Look through the data below. Show each line where the string "this" occurs.

··· DATA SEGMENT ···

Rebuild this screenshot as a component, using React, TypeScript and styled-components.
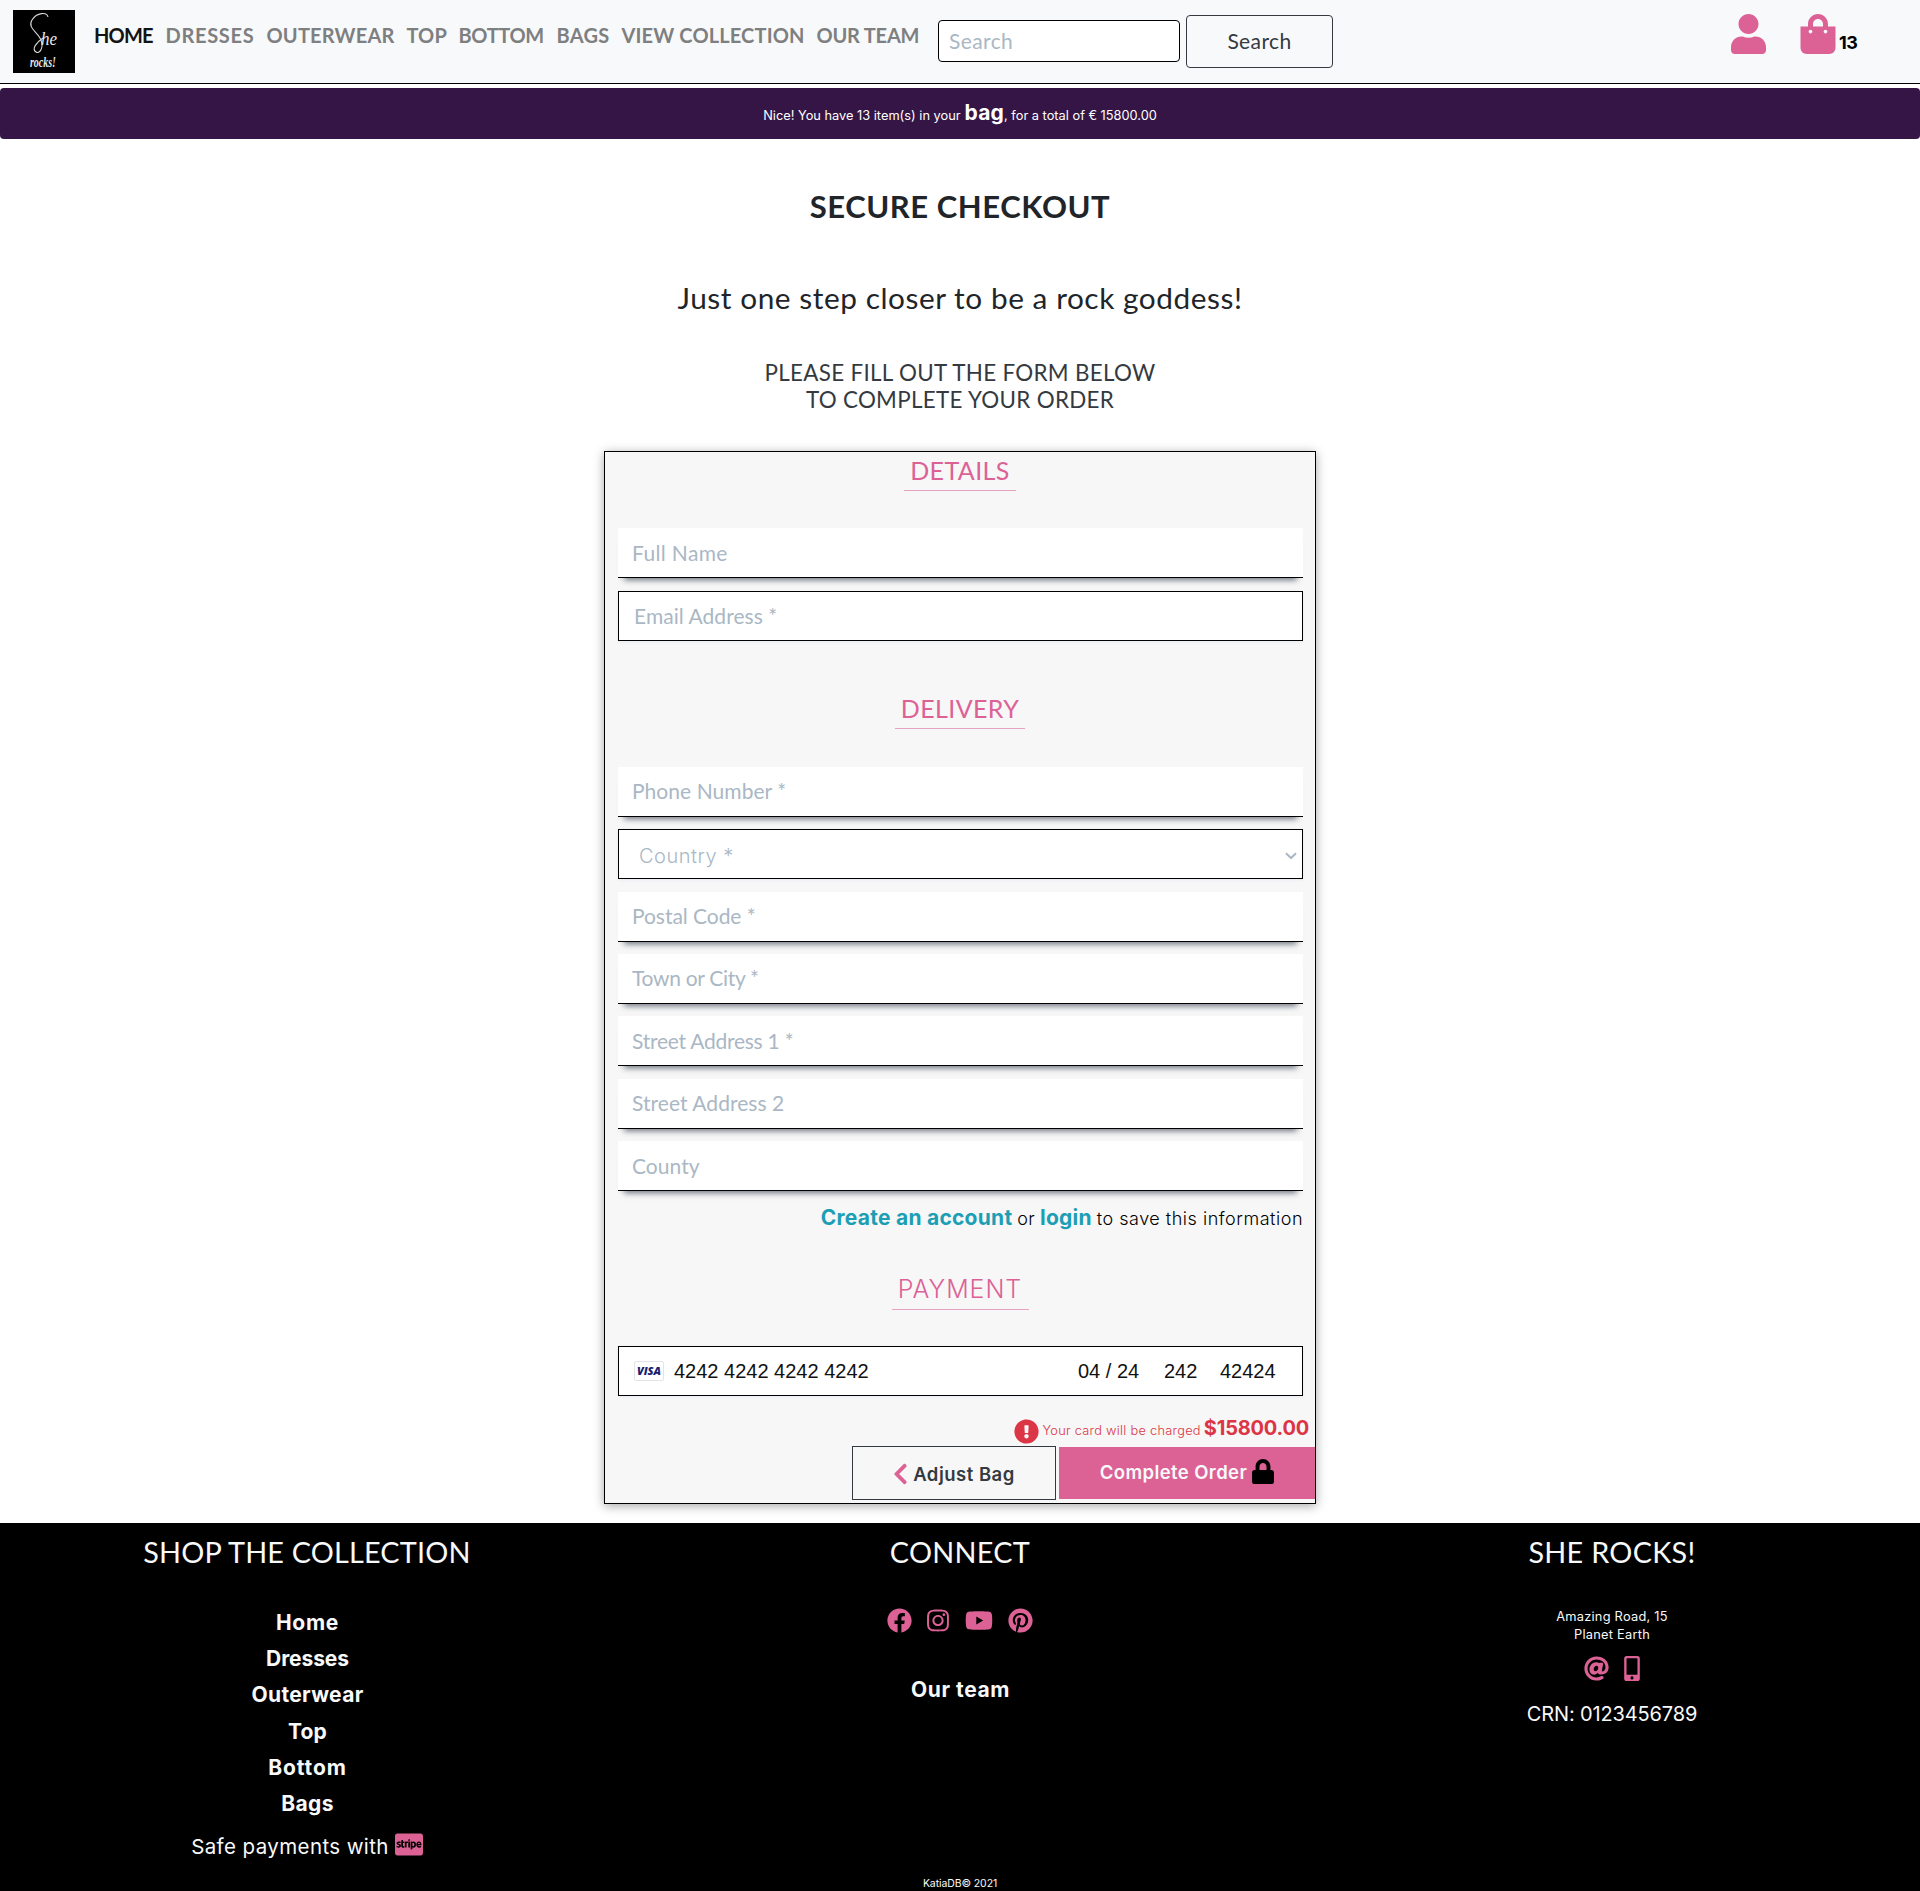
import React from 'react';
import styled, { createGlobalStyle } from 'styled-components';
import {
  FaUser, FaShoppingBag, FaExclamationCircle, FaChevronLeft, FaLock, FaFacebook,
  FaInstagram, FaYoutube, FaPinterest, FaAt, FaMobileAlt, FaCcStripe,
} from 'react-icons/fa';

const pink = '#dc6296';
const heading = 'Lato, "Open Sans", sans-serif';
const copy = 'Inter, "Open Sans", sans-serif';

const GlobalStyle = createGlobalStyle`
  *, *::before, *::after { box-sizing: border-box; }
  body { margin: 0; background: #fff; color: #212529; font-family: ${copy}; overflow-x: hidden; }
  svg { display: block; flex: none; }
`;

const Header = styled.header`
  display: flex;
  align-items: flex-start;
  height: 84px;
  padding-left: 13px;
  background: #f8f9fb;
  border-bottom: 1px solid #000;
`;
const Logo = styled.svg`
  width: 62px;
  height: 63px;
  margin-top: 10px;
  background: #000;
`;
const Nav = styled.nav`
  display: flex;
  margin: 20px 0 0 19px;
  width: 844px;
`;
const NavLink = styled.a<{ $w: number; $ls: number; $active?: boolean }>`
  width: ${p => p.$w}px;
  flex: none;
  font: 700 20px/30px ${heading};
  letter-spacing: ${p => p.$ls}px;
  color: ${p => (p.$active ? '#141414' : '#7e7f80')};
  white-space: nowrap;
`;
const SearchInput = styled.input`
  width: 242px;
  height: 42px;
  margin-top: 20px;
  padding: 0 10px 2px;
  border: 1px solid #000;
  border-radius: 4px;
  background: #fff;
  font: 400 21px ${heading};
  letter-spacing: 0.4px;
  &::placeholder { color: #aab7c4; opacity: 1; }
`;
const SearchButton = styled.button`
  width: 147px;
  height: 53px;
  margin: 15px 0 0 6px;
  padding: 0 0 3px;
  border: 1px solid #343a40;
  border-radius: 4px;
  background: transparent;
  color: #343a40;
  font: 400 21px ${heading};
  letter-spacing: 0.4px;
`;
const Account = styled.div`
  display: flex;
  align-items: flex-start;
  margin: 14px 61px 0 auto;
  color: ${pink};
`;
const BagLink = styled.a`
  display: flex;
  align-items: flex-start;
  gap: 3px;
  margin-left: 34px;
`;
const Count = styled.span`
  margin-top: 18px;
  width: 20px;
  font: 700 18px/22px ${copy};
  letter-spacing: -0.5px;
  color: #000;
`;

const Banner = styled.div`
  display: flex;
  justify-content: center;
  align-items: baseline;
  height: 51px;
  margin-top: 4px;
  padding-top: 10px;
  border-radius: 4px;
  background: #351545;
  color: #fff;
`;
const Text = styled.span<{ $s: number; $wt?: number; $ls?: number; $c?: string; $ml?: number }>`
  font: ${p => p.$wt ?? 400} ${p => p.$s}px/30px ${copy};
  letter-spacing: ${p => p.$ls ?? 0}px;
  color: ${p => p.$c ?? 'inherit'};
  margin-left: ${p => p.$ml ?? 0}px;
  white-space: nowrap;
`;

const Main = styled.main`
  display: flex;
  flex-direction: column;
  align-items: center;
  text-align: center;
  font-family: ${heading};
`;
const Title = styled.h1`
  margin: 49px 0 0;
  font-size: 31px;
  font-weight: 700;
  line-height: 37px;
  letter-spacing: 0.55px;
`;
const Tagline = styled.h2`
  margin: 56px 0 0;
  font-size: 29.8px;
  font-weight: 400;
  line-height: 34px;
  letter-spacing: 0.55px;
`;
const Instructions = styled.p`
  margin: 44px 0 38px;
  font-size: 22.4px;
  line-height: 27px;
  letter-spacing: 0.3px;
  color: #343a40;
`;

const Form = styled.form`
  display: flex;
  flex-direction: column;
  width: 712px;
  height: 1053px;
  padding: 3px 12px 0 13px;
  border: 1px solid #000;
  background: #f7f7f7;
  box-shadow: 0 2px 10px rgba(0, 0, 0, 0.35);
`;
const Legend = styled.h3<{ $w: number; $mt?: number; $mb?: number; $ls: number; $f?: string; $wt?: number }>`
  align-self: center;
  width: ${p => p.$w}px;
  height: 36px;
  margin: ${p => p.$mt ?? 0}px 1px ${p => p.$mb ?? 37}px 0;
  border-bottom: 1px solid #e8a3c4;
  font: ${p => p.$wt ?? 400} 25px/30px ${p => p.$f ?? heading};
  letter-spacing: ${p => p.$ls}px;
  color: ${pink};
`;
const Field = styled.input<{ $boxed?: boolean; $ls?: number }>`
  width: 685px;
  height: 50px;
  flex: none;
  margin: 0 0 12.4px;
  padding: ${p => (p.$boxed ? '0 14px 1px 15px' : '0 14px 1px')};
  border: ${p => (p.$boxed ? '1px solid #000' : '0')};
  border-bottom: 1px solid #000;
  border-radius: 0;
  background: #fff;
  box-shadow: ${p => (p.$boxed ? '0 1px 3px #e6ebf1' : '0 8px 6px -6px #6b727d')};
  font: 400 21px ${heading};
  letter-spacing: ${p => p.$ls ?? 0.05}px;
  &::placeholder { color: #aab7c4; opacity: 1; }
`;
const SelectBox = styled.div`
  display: flex;
  align-items: center;
  justify-content: space-between;
  width: 685px;
  height: 50px;
  flex: none;
  margin-bottom: 12.4px;
  padding: 3px 5px 0 20px;
  border: 1px solid #000;
  background: #fff;
  box-shadow: 0 1px 3px #e6ebf1;
  font: 300 20px ${copy};
  letter-spacing: 0.5px;
  color: #aab7c4;
`;
const InlineRow = styled.div<{ $mt: number; $mr?: number }>`
  display: flex;
  justify-content: flex-end;
  align-items: baseline;
  height: 30px;
  margin: ${p => p.$mt}px ${p => p.$mr ?? 0}px 0 0;
  color: #000;
`;
const CardBox = styled.div`
  display: flex;
  align-items: center;
  width: 685px;
  height: 50px;
  flex: none;
  padding: 1px 26px 0 15px;
  border: 1px solid #000;
  background: #fff;
  box-shadow: 0 1px 3px #e6ebf1;
  font: 20px "Liberation Sans", sans-serif;
  color: #111;
  white-space: nowrap;
`;
const Visa = styled.span`
  width: 30px;
  height: 20px;
  margin: -2px 10px 0 0;
  border: 1px solid #e3e4e8;
  border-radius: 2px;
  font: italic 800 11px/18px "Open Sans", sans-serif;
  color: #191e6e;
  text-align: center;
`;
const CardPart = styled.span<{ $w: number; $auto?: boolean }>`
  width: ${p => p.$w}px;
  margin-left: ${p => (p.$auto ? 'auto' : '0')};
  text-align: left;
`;
const AlertIcon = styled(FaExclamationCircle)`
  align-self: flex-start;
  margin: 6px 4px 0 0;
  width: 25px;
  height: 25px;
  color: #dc3545;
`;
const Actions = styled.div`
  display: flex;
  justify-content: flex-end;
  align-items: center;
  gap: 3px;
  margin: 3px -12px 0 0;
`;
const ActionButton = styled.button<{ $solid?: boolean }>`
  display: flex;
  align-items: center;
  justify-content: center;
  gap: 5px;
  width: ${p => (p.$solid ? 256 : 204)}px;
  height: ${p => (p.$solid ? 52 : 54)}px;
  padding: ${p => (p.$solid ? '0 0 3px' : '2px 0 0')};
  border: ${p => (p.$solid ? '0' : '1px solid #343a40')};
  background: ${p => (p.$solid ? pink : 'transparent')};
  color: ${p => (p.$solid ? '#f8f9fa' : '#343a40')};
  font: 600 18.5px/24px ${copy};
  letter-spacing: ${p => (p.$solid ? 0.4 : 0.5)}px;
`;

const Footer = styled.footer`
  height: 368px;
  margin-top: 19px;
  background: #000;
  color: #f8f9fa;
  text-align: center;
`;
const Columns = styled.div`
  display: flex;
  height: 353px;
`;
const Column = styled.div<{ $w: number }>`
  display: flex;
  flex-direction: column;
  align-items: center;
  width: ${p => p.$w}px;
  padding-top: 12px;
`;
const FooterTitle = styled.h4<{ $ls: number }>`
  margin: 0;
  font: 400 28.8px/35px ${heading};
  letter-spacing: ${p => p.$ls}px;
`;
const FooterLinks = styled.div`
  display: flex;
  flex-direction: column;
  margin: 35px 0 9px;
`;
const FooterLink = styled.a<{ $ls: number }>`
  padding-left: 1px;
  font: 700 21px/36.2px ${copy};
  letter-spacing: ${p => p.$ls}px;
`;
const SafePay = styled.div`
  display: flex;
  gap: 6px;
  margin-top: 1px;
  font: 400 20.5px/30px ${copy};
  letter-spacing: 0.4px;
  svg { color: ${pink}; }
`;
const IconRow = styled.div<{ $mt: number; $gap: number; $mb: number }>`
  display: flex;
  gap: ${p => p.$gap}px;
  height: 25px;
  align-items: center;
  margin: ${p => p.$mt}px 0 ${p => p.$mb}px;
  color: ${pink};
`;
const Address = styled.address`
  margin-top: 38px;
  font: normal 400 12.8px/18px ${copy};
  letter-spacing: 0.25px;
`;
const Copyright = styled.div`
  font: 400 10.5px/15px ${copy};
  letter-spacing: -0.1px;
`;

const nav: [string, number, number][] = [
  ['HOME', 71.5, -0.8], ['DRESSES', 101, 0.7], ['OUTERWEAR', 140, 0.2], ['TOP', 52, 0.1],
  ['BOTTOM', 98, -0.35], ['BAGS', 65, 0.3], ['VIEW COLLECTION', 195, 0.15], ['OUR TEAM', 108, -0.2],
];
const links: [string, number][] = [
  ['Home', 0.7], ['Dresses', -0.1], ['Outerwear', 0.35], ['Top', 0.2], ['Bottom', 0.9], ['Bags', 0.4],
];

export default function App() {
  return (
    <>
      <GlobalStyle />
      <Header>
        <Logo viewBox="0 0 62 63" fill="#e8e8e8">
          <path
            d="M35 7C34 2 24 2 19 10C14 18 25 22 28 30C31 39 26 44 23 42C18 39 24 32 30 28"
            fill="none"
            stroke="#d8d8d8"
            strokeWidth="1.1"
          />
          <text x="28" y="35" fontFamily="Liberation Serif, serif" fontStyle="italic" fontSize="18" textLength="16" lengthAdjust="spacingAndGlyphs">he</text>
          <text x="17" y="57" fontFamily="Liberation Serif, serif" fontStyle="italic" fontWeight="700" fontSize="14" textLength="26" lengthAdjust="spacingAndGlyphs">rocks!</text>
        </Logo>
        <Nav>
          {nav.map(([label, w, ls], i) => (
            <NavLink key={label} $w={w} $ls={ls} $active={i === 0}>{label}</NavLink>
          ))}
        </Nav>
        <SearchInput placeholder="Search" />
        <SearchButton>Search</SearchButton>
        <Account>
          <FaUser style={{ width: 35, height: 40 }} />
          <BagLink>
            <FaShoppingBag style={{ width: 36, height: 40 }} />
            <Count>13</Count>
          </BagLink>
        </Account>
      </Header>

      <Banner>
        <Text $s={12.8}>Nice! You have 13 item(s) in your</Text>
        <Text $s={21} $wt={700} $ls={0.2} $ml={4}>bag</Text>
        <Text $s={12.8}>, for a total of € 15800.00</Text>
      </Banner>

      <Main>
        <Title>SECURE CHECKOUT</Title>
        <Tagline>Just one step closer to be a rock goddess!</Tagline>
        <Instructions>PLEASE FILL OUT THE FORM BELOW<br />TO COMPLETE YOUR ORDER</Instructions>

        <Form>
          <Legend $w={112} $mb={37.4} $ls={0.4}>DETAILS</Legend>
          <Field placeholder="Full Name" $ls={0.35} />
          <Field placeholder="Email Address *" $boxed />
          <Legend $w={130} $mt={39.6} $mb={38} $ls={0.4}>DELIVERY</Legend>
          <Field placeholder="Phone Number *" />
          <SelectBox>
            Country *
            <svg width="12" height="8" viewBox="0 0 12 8" fill="none" stroke="#aab7c4" strokeWidth="2">
              <path d="M1 1.2L6 6L11 1.2" />
            </svg>
          </SelectBox>
          <Field placeholder="Postal Code *" $ls={-0.05} />
          <Field placeholder="Town or City *" $ls={-0.3} />
          <Field placeholder="Street Address 1 *" $ls={-0.25} />
          <Field placeholder="Street Address 2" />
          <Field placeholder="County" />
          <InlineRow $mt={-1}>
            <Text $s={21} $wt={700} $ls={0.25} $c="#1c9eb5">Create an account</Text>
            <Text $s={18} $wt={300} $ls={0.3} $ml={5}>or</Text>
            <Text $s={21} $wt={700} $ls={0.2} $c="#1c9eb5" $ml={5}>login</Text>
            <Text $s={18} $wt={300} $ls={0.52} $ml={5}>to save this information</Text>
          </InlineRow>
          <Legend $w={137} $mt={41.5} $mb={36} $ls={0.95} $f={copy} $wt={300}>PAYMENT</Legend>
          <CardBox>
            <Visa>VISA</Visa>
            <span>4242 4242 4242 4242</span>
            <CardPart $w={86} $auto>04 / 24</CardPart>
            <CardPart $w={56}>242</CardPart>
            <CardPart $w={56}>42424</CardPart>
          </CardBox>
          <InlineRow $mt={17} $mr={-6}>
            <AlertIcon />
            <Text $s={12.8} $wt={300} $ls={0.27} $c="#dc3545">Your card will be charged</Text>
            <Text $s={20} $wt={700} $ls={-0.2} $c="#dc3545" $ml={3}>$15800.00</Text>
          </InlineRow>
          <Actions>
            <ActionButton type="button">
              <FaChevronLeft style={{ width: 15, height: 24, color: pink }} />
              Adjust Bag
            </ActionButton>
            <ActionButton type="button" $solid>
              Complete Order
              <FaLock style={{ width: 22, height: 25, color: '#000' }} />
            </ActionButton>
          </Actions>
        </Form>
      </Main>

      <Footer>
        <Columns>
          <Column $w={614}>
            <FooterTitle $ls={0.2}>SHOP THE COLLECTION</FooterTitle>
            <FooterLinks>
              {links.map(([label, ls]) => <FooterLink key={label} $ls={ls}>{label}</FooterLink>)}
            </FooterLinks>
            <SafePay>
              Safe payments with
              <FaCcStripe style={{ width: 28, height: 25 }} />
            </SafePay>
          </Column>
          <Column $w={692}>
            <FooterTitle $ls={0.3}>CONNECT</FooterTitle>
            <IconRow $mt={38} $gap={15.6} $mb={39}>
              <FaFacebook size={25} />
              <FaInstagram style={{ width: 22, height: 25 }} />
              <FaYoutube style={{ width: 28, height: 25 }} />
              <FaPinterest size={25} />
            </IconRow>
            <FooterLink $ls={0.6}>Our team</FooterLink>
          </Column>
          <Column $w={612}>
            <FooterTitle $ls={0.3}>SHE ROCKS!</FooterTitle>
            <Address>Amazing Road, 15<br />Planet Earth</Address>
            <IconRow $mt={12} $gap={15.5} $mb={18}>
              <FaAt size={25} />
              <FaMobileAlt style={{ width: 16, height: 25 }} />
            </IconRow>
            <Text $s={20} $ls={-0.15}>CRN: 0123456789</Text>
          </Column>
        </Columns>
        <Copyright>KatiaDB© 2021</Copyright>
      </Footer>
    </>
  );
}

···

TASK RESPONSE >>
Rebuild this screenshot as a component, using React, TypeScript and styled-components.
            <Text $s={18} $wt={300} $ls={0.52} $ml={5}>to save this information</Text>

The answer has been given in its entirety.